For registrars that expose EPP, you’ll send a clientTransferProhibited or use a registry lock workflow. If your registrar requires manual steps for registry-level locks, codify the manual approval in your runbook and log the chain of custody.

Terraform: multi-provider DNS + external script trigger

Use Terraform to declare DNS records for both providers and manage them in a single repo. The external provider can call scripts to test or flip records when needed.
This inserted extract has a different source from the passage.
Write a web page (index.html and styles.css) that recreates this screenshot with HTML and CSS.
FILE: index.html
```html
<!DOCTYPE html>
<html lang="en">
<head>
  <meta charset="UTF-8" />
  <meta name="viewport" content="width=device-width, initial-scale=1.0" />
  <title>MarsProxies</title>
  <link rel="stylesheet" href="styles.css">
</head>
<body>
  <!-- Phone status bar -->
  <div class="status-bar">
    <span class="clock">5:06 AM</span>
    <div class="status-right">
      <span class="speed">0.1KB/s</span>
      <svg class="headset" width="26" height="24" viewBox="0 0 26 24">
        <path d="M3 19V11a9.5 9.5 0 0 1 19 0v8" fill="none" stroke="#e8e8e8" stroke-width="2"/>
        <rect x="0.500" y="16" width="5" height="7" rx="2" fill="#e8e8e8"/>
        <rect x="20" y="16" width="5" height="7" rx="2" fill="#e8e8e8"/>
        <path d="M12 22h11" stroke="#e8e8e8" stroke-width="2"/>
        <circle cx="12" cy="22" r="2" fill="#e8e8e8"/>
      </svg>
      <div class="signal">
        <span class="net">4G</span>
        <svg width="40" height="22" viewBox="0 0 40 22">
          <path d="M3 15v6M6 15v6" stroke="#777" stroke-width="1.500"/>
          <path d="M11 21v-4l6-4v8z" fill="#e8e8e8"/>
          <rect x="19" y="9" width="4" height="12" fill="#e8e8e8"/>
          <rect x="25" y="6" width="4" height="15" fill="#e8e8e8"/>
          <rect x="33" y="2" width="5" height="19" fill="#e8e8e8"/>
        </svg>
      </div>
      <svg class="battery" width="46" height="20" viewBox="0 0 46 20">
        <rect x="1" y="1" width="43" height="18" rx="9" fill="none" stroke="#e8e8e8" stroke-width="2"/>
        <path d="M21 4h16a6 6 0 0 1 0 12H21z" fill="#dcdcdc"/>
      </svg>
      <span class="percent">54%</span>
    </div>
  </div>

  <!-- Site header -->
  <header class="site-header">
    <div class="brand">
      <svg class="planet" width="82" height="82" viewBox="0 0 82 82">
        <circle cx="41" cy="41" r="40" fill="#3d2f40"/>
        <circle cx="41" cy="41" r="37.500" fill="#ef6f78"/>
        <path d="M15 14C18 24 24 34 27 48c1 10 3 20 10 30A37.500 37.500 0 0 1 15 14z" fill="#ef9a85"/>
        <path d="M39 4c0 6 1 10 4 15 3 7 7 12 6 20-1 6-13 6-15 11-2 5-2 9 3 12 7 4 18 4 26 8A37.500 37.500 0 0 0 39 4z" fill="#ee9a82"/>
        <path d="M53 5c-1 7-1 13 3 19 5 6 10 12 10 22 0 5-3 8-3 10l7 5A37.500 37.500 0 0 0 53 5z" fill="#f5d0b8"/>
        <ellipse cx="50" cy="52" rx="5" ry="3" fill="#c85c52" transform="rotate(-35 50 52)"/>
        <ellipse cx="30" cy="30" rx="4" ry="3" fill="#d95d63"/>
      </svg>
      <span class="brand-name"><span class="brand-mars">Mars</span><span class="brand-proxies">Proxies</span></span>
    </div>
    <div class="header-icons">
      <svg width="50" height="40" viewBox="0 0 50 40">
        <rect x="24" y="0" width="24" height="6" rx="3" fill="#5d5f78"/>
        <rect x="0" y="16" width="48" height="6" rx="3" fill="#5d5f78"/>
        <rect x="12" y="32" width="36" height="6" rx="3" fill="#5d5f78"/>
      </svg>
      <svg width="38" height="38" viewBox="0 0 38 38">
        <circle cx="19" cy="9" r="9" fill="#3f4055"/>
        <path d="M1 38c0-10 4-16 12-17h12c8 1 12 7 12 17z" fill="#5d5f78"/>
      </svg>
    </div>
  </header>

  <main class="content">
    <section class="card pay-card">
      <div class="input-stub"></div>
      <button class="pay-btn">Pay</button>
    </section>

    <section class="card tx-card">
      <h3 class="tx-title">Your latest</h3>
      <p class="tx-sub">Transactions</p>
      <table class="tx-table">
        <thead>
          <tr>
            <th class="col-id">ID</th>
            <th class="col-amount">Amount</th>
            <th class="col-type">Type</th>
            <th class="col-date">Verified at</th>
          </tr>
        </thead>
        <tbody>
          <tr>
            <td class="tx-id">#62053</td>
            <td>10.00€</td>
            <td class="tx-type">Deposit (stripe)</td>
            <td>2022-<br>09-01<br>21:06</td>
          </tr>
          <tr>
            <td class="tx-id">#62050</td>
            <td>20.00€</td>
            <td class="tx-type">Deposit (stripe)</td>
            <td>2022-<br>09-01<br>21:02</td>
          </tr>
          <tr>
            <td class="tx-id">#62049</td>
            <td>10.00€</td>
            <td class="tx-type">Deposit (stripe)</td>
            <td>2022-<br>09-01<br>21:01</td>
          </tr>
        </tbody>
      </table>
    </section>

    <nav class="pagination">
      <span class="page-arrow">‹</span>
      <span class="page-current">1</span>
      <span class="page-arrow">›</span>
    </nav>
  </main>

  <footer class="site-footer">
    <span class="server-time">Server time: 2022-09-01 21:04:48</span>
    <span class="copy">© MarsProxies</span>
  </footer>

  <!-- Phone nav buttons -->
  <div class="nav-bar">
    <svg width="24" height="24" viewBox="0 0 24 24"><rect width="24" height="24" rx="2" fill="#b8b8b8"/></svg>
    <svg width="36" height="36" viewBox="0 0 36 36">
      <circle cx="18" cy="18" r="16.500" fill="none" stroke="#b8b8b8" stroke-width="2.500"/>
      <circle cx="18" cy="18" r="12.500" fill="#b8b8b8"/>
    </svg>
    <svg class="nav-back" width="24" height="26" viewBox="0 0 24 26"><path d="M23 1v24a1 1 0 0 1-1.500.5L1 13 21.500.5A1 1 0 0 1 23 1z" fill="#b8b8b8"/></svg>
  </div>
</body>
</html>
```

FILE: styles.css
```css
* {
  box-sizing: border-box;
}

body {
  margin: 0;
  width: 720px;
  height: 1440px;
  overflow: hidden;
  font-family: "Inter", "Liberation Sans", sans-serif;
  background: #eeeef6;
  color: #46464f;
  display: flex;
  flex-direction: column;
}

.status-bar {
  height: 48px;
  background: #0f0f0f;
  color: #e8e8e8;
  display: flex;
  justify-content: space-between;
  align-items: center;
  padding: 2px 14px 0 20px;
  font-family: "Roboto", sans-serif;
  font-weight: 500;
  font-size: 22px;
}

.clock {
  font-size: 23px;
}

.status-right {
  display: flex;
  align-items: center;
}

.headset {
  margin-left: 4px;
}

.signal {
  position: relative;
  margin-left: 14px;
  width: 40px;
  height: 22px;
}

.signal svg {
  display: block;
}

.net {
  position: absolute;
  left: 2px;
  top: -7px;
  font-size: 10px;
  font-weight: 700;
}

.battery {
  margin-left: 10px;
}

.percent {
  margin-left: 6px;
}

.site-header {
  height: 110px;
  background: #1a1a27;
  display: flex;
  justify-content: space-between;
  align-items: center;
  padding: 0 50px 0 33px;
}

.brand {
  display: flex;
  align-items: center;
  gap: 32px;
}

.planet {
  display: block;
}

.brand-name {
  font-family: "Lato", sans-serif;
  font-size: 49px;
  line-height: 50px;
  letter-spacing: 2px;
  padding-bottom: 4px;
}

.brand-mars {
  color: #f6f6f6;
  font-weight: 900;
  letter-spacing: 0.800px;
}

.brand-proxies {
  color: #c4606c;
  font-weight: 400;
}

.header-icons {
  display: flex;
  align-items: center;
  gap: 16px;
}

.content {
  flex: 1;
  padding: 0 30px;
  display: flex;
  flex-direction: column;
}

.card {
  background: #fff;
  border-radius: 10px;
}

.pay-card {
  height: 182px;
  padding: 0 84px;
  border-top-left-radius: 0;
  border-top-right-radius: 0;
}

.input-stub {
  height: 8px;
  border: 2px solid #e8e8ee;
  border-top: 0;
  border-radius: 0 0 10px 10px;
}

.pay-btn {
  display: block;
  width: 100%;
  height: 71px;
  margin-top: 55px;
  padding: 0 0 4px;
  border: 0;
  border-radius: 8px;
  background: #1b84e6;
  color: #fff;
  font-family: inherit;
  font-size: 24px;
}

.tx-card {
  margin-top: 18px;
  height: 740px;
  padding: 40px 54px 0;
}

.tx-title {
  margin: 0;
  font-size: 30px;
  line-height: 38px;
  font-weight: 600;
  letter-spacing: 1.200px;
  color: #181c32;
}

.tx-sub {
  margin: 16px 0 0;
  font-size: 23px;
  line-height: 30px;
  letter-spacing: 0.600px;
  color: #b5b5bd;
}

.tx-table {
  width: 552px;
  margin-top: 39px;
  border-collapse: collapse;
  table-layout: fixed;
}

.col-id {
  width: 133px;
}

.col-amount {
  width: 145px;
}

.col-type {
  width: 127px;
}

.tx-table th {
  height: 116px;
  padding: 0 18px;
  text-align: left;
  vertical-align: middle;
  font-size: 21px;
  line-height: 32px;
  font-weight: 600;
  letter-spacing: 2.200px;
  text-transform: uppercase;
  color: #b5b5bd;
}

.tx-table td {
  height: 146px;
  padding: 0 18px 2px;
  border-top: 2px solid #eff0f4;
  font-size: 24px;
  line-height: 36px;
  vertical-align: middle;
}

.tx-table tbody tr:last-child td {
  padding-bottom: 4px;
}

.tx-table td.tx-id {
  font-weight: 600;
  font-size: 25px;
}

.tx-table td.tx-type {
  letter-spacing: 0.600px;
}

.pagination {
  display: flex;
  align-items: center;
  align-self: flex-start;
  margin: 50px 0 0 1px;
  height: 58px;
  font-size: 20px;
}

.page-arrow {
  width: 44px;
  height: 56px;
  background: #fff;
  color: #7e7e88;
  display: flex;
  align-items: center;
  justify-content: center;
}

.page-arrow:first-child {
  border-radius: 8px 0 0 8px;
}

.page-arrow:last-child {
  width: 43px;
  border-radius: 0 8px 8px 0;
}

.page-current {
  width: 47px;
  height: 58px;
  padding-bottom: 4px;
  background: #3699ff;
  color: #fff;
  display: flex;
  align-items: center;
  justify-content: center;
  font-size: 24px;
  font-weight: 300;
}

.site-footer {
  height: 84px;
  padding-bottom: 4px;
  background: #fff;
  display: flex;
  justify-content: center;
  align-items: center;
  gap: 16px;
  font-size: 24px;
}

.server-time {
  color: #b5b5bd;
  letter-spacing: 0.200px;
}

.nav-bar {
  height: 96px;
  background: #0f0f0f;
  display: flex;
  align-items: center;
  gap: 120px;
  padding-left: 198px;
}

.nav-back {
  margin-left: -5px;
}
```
provider "aws" { region = "us-east-1" }
provider "cloudflare" { api_token = var.cf_token }

resource "aws_route53_record" "www" {
  zone_id = var.r53_zone
  name    = "www.example.com"
  type    = "CNAME"
  ttl     = 120
  records = [var.primary_cname]
}

resource "cloudflare_record" "www" {
  zone_id = var.cf_zone
  name    = "www.example.com"
  type    = "CNAME"
  ttl     = 120
  value   = var.primary_cname
}

# external checks (run only in CI/CD with appropriate guard rails)
data "external" "health_check" {
  program = ["/usr/local/bin/check-and-failover.sh"]
}

Keep Terraform state secure and gate changes to DNS or registrar state behind PR reviews and policy checks (Sentinel, Open Policy Agent).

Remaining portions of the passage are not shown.